The day before, Mr Trump hinted at a new regional effort aimed at bringing the two sides together, but he said he would not insist on the creation of a Palestinian state.
"I'm looking at two-state and one-state," he said. "I like the one that both parties like."
Both Ms Haley's and Mr Trump's remarks were in sharp contrast with warnings from other diplomats, including the UN envoy entrusted to help the two sides find a path out of their long, bitter conflict.
"The two-state solution remains the only way to achieve the legitimate national aspirations of both peoples," Mr Nickolay Mladenov told the Security Council earlier in the day.
"Israel can take the necessary step to stop settlement expansion and construction in order to preserve this prospect, while the Palestinian leadership can demonstrate their commitment to tackling the challenges of violence and incitement on their side," he said.
Speaking in Egypt the day before, Mr Mladenov's boss, secretary-general António Guterres, said: "There is no Plan B to the situation between Palestinians and Israelis but a two-state solution."
Swedish Ambassador Olof Skoog told reporters on his way into the Security Council meeting on Thursday that "it's very dangerous to move away from the two-state solution idea, especially before you have something viable as an alternative."
France's Ambassador François Delattre said the risks were too high.
"Should the prospect of a two-state solution disappear as a mirage in the desert, then that would be an open door to more extremism and more terrorism," he said.
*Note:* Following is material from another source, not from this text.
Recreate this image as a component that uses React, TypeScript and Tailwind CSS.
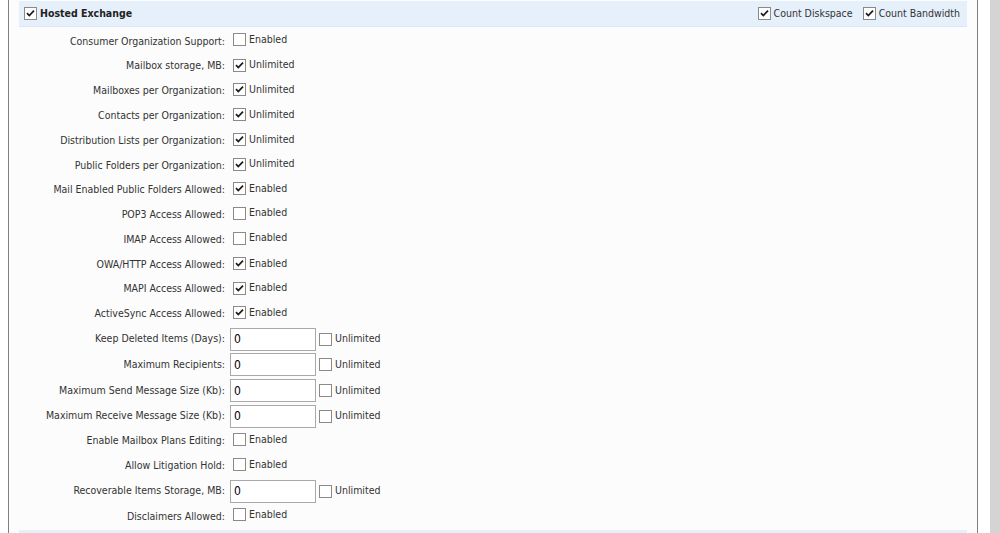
import React from "react";

type Row =
  | { label: string; kind: "check"; checked: boolean; text: string }
  | { label: string; kind: "input"; value: string };

const rows: Row[] = [
  { label: "Consumer Organization Support:", kind: "check", checked: false, text: "Enabled" },
  { label: "Mailbox storage, MB:", kind: "check", checked: true, text: "Unlimited" },
  { label: "Mailboxes per Organization:", kind: "check", checked: true, text: "Unlimited" },
  { label: "Contacts per Organization:", kind: "check", checked: true, text: "Unlimited" },
  { label: "Distribution Lists per Organization:", kind: "check", checked: true, text: "Unlimited" },
  { label: "Public Folders per Organization:", kind: "check", checked: true, text: "Unlimited" },
  { label: "Mail Enabled Public Folders Allowed:", kind: "check", checked: true, text: "Enabled" },
  { label: "POP3 Access Allowed:", kind: "check", checked: false, text: "Enabled" },
  { label: "IMAP Access Allowed:", kind: "check", checked: false, text: "Enabled" },
  { label: "OWA/HTTP Access Allowed:", kind: "check", checked: true, text: "Enabled" },
  { label: "MAPI Access Allowed:", kind: "check", checked: true, text: "Enabled" },
  { label: "ActiveSync Access Allowed:", kind: "check", checked: true, text: "Enabled" },
  { label: "Keep Deleted Items (Days):", kind: "input", value: "0" },
  { label: "Maximum Recipients:", kind: "input", value: "0" },
  { label: "Maximum Send Message Size (Kb):", kind: "input", value: "0" },
  { label: "Maximum Receive Message Size (Kb):", kind: "input", value: "0" },
  { label: "Enable Mailbox Plans Editing:", kind: "check", checked: false, text: "Enabled" },
  { label: "Allow Litigation Hold:", kind: "check", checked: false, text: "Enabled" },
  { label: "Recoverable Items Storage, MB:", kind: "input", value: "0" },
  { label: "Disclaimers Allowed:", kind: "check", checked: false, text: "Enabled" },
];

function Box({ checked }: { checked: boolean }) {
  return (
    <span className="inline-flex w-[13px] h-[13px] shrink-0 border border-[#8a8a8a] bg-white items-center justify-center">
      {checked && (
        <svg width="11" height="11" viewBox="0 0 11 11">
          <path d="M2 5.2 L4.3 7.6 L9 2.6" fill="none" stroke="#1a1a1a" strokeWidth="1.7" />
        </svg>
      )}
    </span>
  );
}

function Check({ checked, text, bold }: { checked: boolean; text: string; bold?: boolean }) {
  return (
    <span className="inline-flex items-center gap-[3px]">
      <Box checked={checked} />
      <span className={bold ? "font-bold text-[#222]" : ""}>{text}</span>
    </span>
  );
}

export default function App() {
  return (
    <div
      className="w-[1000px] h-[533px] overflow-hidden flex bg-white text-[10.5px] text-[#333]"
      style={{ fontFamily: '"DejaVu Sans Condensed", "DejaVu Sans", sans-serif' }}
    >
      <div className="w-[8px] shrink-0 bg-white" />
      <div className="w-[970px] shrink-0 border-x border-[#7f7f7f] bg-[#fcfcfc] px-[10px] pt-px">
        {/* Section header */}
        <div className="h-[26px] flex items-center justify-between bg-[#e6f0fb] border-b border-[#d9e6f5] pl-[5px] pr-[7px]">
          <Check checked={true} text="Hosted Exchange" bold />
          <div className="flex items-center gap-[10px] text-[#333]">
            <Check checked={true} text="Count Diskspace" />
            <Check checked={true} text="Count Bandwidth" />
          </div>
        </div>

        {/* Quota rows */}
        <div className="flex flex-col pt-[2px]">
          {rows.map((row, i) =>
            row.kind === "check" ? (
              <div key={i} className="flex items-center h-[24.8px]">
                <div className="w-[211px] shrink-0 text-right pr-[5px]">{row.label}</div>
                <span className="pl-[3px]">
                  <Check checked={row.checked} text={row.text} />
                </span>
              </div>
            ) : (
              <div key={i} className="flex items-center h-[25.6px]">
                <div className="w-[211px] shrink-0 text-right pr-[5px]">{row.label}</div>
                <span className="inline-flex items-center gap-[3px]">
                  <span className="w-[86px] h-[23px] border border-[#a9a9a9] bg-white flex items-center pl-[3px] text-[12px] text-black">
                    {row.value}
                  </span>
                  <Check checked={false} text="Unlimited" />
                </span>
              </div>
            )
          )}
        </div>

        {/* next section band */}
        <div className="h-[26px] bg-[#e6f0fb] mt-[1px]" />
      </div>
      <div className="w-[12px] shrink-0 bg-white" />
      <div className="w-[10px] shrink-0 bg-[#d4d4d4]" />
    </div>
  );
}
Ms Haley, who has been on the job for less than a month, used her remarks to the media mostly to criticise the United Nations as a whole for what she called its "anti-Israel bias."
Palestinians have accused the Trump administration of the opposite. The United States objected last week to the appointment of a former Palestinian prime minister, Salam Fayyad, as the secretary-general's envoy to Libya.
The Palestinian ambassador, Riyad Mansour, said on Thursday that Mr Fayyad had been rejected "simply because he was a Palestinian."